• _What the task requires_
Find and return each line containing "that".
============================================================
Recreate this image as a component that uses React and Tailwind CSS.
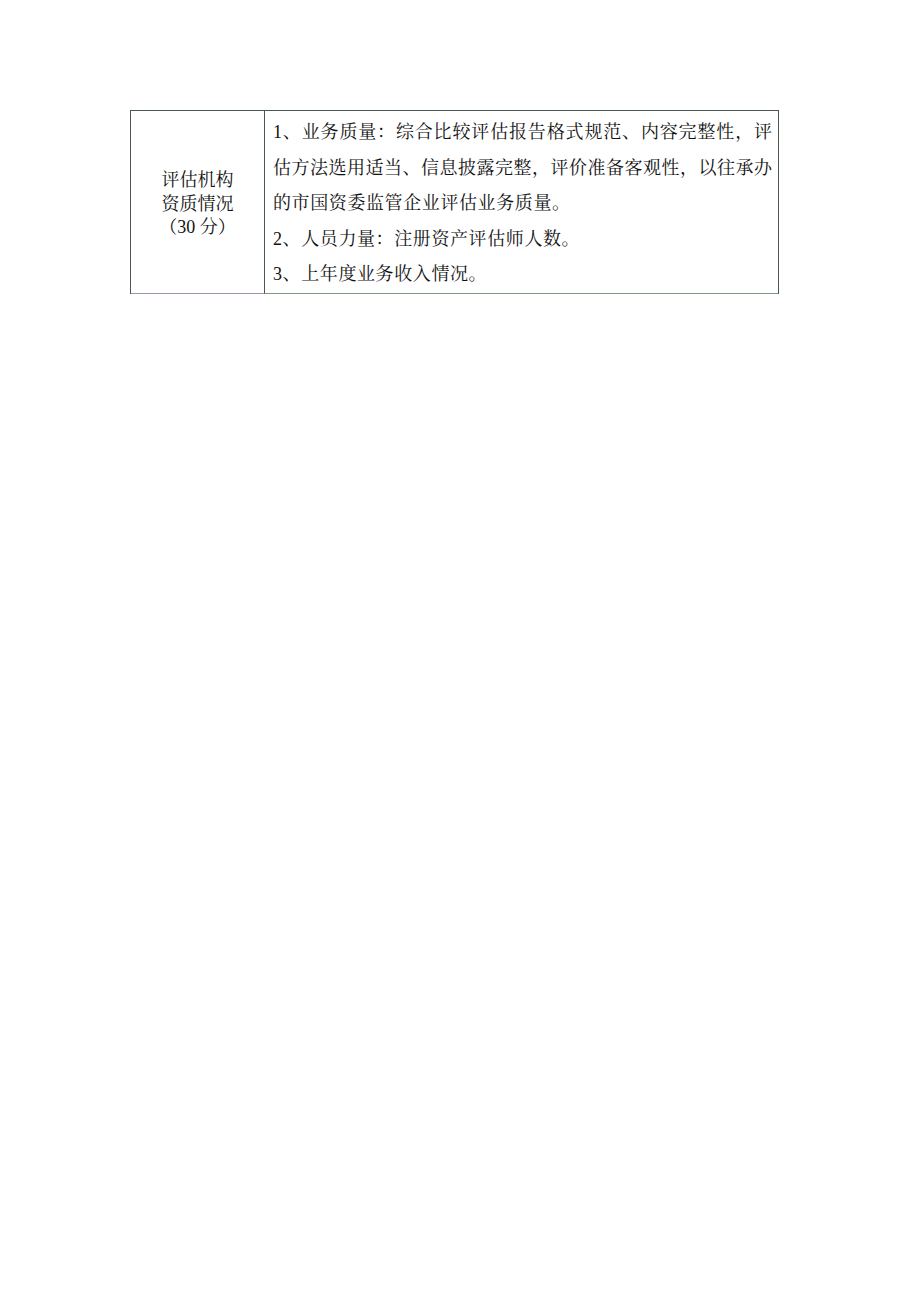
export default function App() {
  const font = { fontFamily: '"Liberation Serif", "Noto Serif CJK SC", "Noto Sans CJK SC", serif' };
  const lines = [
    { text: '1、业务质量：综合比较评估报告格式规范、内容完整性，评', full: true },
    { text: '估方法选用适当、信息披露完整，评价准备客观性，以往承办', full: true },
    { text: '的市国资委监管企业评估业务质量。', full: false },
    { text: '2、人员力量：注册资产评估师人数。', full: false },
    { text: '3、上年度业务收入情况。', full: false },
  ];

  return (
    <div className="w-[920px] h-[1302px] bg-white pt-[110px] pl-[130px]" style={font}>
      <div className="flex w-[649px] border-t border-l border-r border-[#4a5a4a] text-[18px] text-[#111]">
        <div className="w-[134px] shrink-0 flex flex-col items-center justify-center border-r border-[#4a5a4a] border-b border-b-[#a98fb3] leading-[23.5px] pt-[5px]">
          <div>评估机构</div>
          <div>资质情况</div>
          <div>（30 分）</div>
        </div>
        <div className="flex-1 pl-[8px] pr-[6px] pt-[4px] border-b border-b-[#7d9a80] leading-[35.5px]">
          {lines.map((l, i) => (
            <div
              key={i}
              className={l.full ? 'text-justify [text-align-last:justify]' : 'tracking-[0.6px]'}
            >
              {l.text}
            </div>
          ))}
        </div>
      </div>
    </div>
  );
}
============================================================
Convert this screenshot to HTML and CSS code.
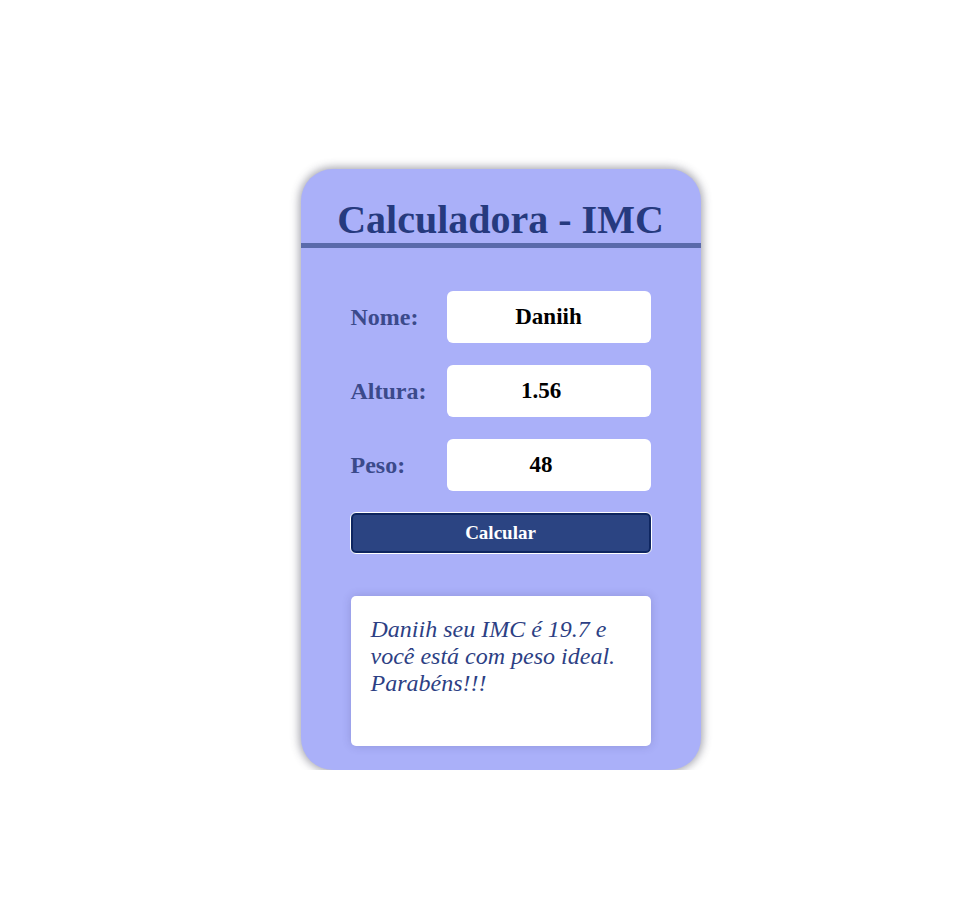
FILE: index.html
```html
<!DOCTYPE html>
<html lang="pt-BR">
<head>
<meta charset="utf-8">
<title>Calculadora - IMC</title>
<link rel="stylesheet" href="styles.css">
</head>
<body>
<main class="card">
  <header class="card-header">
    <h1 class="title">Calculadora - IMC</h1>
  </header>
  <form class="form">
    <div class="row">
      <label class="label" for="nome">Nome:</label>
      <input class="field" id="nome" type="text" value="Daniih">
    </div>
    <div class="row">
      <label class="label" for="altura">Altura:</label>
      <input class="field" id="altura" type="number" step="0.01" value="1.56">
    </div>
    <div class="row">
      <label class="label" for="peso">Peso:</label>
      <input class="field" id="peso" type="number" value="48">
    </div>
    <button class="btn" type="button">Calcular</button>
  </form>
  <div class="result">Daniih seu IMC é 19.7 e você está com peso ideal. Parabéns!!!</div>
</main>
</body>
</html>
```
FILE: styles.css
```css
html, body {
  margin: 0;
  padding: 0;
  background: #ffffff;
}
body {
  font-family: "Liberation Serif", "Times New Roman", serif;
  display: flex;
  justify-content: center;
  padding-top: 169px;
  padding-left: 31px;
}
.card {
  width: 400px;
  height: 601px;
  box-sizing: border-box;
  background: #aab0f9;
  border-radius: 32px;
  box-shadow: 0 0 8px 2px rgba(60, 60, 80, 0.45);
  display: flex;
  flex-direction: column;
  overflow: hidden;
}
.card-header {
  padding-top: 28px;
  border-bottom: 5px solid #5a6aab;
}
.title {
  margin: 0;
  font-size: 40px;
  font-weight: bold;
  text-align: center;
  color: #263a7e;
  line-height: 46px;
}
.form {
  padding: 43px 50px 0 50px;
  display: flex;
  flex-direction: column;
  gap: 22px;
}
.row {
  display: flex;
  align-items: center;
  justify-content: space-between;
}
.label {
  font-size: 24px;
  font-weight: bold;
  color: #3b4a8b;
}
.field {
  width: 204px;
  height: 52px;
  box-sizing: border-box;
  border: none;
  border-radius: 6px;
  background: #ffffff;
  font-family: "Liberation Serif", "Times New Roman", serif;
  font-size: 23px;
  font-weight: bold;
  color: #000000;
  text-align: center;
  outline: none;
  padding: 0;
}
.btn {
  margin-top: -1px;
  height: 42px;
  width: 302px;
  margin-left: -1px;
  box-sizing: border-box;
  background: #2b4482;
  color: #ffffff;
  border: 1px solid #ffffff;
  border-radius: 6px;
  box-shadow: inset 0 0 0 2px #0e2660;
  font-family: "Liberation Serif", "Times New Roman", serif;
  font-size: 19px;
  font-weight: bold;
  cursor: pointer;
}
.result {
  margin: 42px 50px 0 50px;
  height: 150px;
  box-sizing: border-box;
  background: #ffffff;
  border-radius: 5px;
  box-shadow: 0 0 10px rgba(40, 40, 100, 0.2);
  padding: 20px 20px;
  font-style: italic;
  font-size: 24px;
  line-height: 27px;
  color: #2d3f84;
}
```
============================================================
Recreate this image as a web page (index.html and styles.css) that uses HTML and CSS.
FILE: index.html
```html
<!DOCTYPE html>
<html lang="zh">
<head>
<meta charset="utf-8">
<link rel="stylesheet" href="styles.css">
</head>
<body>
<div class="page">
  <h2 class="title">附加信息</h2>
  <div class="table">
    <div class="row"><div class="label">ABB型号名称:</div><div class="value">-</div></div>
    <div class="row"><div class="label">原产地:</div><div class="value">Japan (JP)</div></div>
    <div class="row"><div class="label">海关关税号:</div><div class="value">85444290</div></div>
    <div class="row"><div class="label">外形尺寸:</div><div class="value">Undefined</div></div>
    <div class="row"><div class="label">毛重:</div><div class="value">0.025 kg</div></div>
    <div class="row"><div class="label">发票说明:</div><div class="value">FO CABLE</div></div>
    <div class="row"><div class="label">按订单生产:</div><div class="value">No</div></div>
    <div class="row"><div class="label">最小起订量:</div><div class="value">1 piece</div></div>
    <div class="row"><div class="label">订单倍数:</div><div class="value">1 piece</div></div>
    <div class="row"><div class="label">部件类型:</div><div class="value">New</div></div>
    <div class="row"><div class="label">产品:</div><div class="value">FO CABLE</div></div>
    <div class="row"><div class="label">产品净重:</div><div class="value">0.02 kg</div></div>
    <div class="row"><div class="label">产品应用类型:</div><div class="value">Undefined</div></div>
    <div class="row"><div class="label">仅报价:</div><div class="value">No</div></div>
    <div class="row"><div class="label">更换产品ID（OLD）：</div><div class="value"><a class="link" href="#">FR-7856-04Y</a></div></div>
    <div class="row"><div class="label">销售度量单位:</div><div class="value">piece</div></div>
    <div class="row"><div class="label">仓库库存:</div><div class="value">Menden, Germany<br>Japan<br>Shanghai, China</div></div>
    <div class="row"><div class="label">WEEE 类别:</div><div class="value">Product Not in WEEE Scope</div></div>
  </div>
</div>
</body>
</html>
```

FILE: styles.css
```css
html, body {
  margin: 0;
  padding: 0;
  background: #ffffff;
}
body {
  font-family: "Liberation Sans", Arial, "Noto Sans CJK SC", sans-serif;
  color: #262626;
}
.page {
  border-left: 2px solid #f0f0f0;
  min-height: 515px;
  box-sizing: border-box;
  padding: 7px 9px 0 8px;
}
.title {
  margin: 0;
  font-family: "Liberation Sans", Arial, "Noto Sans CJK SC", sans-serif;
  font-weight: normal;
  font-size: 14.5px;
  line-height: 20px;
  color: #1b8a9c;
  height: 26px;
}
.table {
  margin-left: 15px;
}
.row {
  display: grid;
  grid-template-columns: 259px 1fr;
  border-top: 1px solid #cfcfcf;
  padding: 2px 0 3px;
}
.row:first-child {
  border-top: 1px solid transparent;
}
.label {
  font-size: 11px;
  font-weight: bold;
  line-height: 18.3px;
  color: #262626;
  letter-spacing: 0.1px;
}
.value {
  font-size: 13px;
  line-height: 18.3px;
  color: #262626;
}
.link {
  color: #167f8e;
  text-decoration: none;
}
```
============================================================
• _Task output_
Recreate this image as a component that uses React and Tailwind CSS.
Recreate this image as a web page (index.html and styles.css) that uses HTML and CSS.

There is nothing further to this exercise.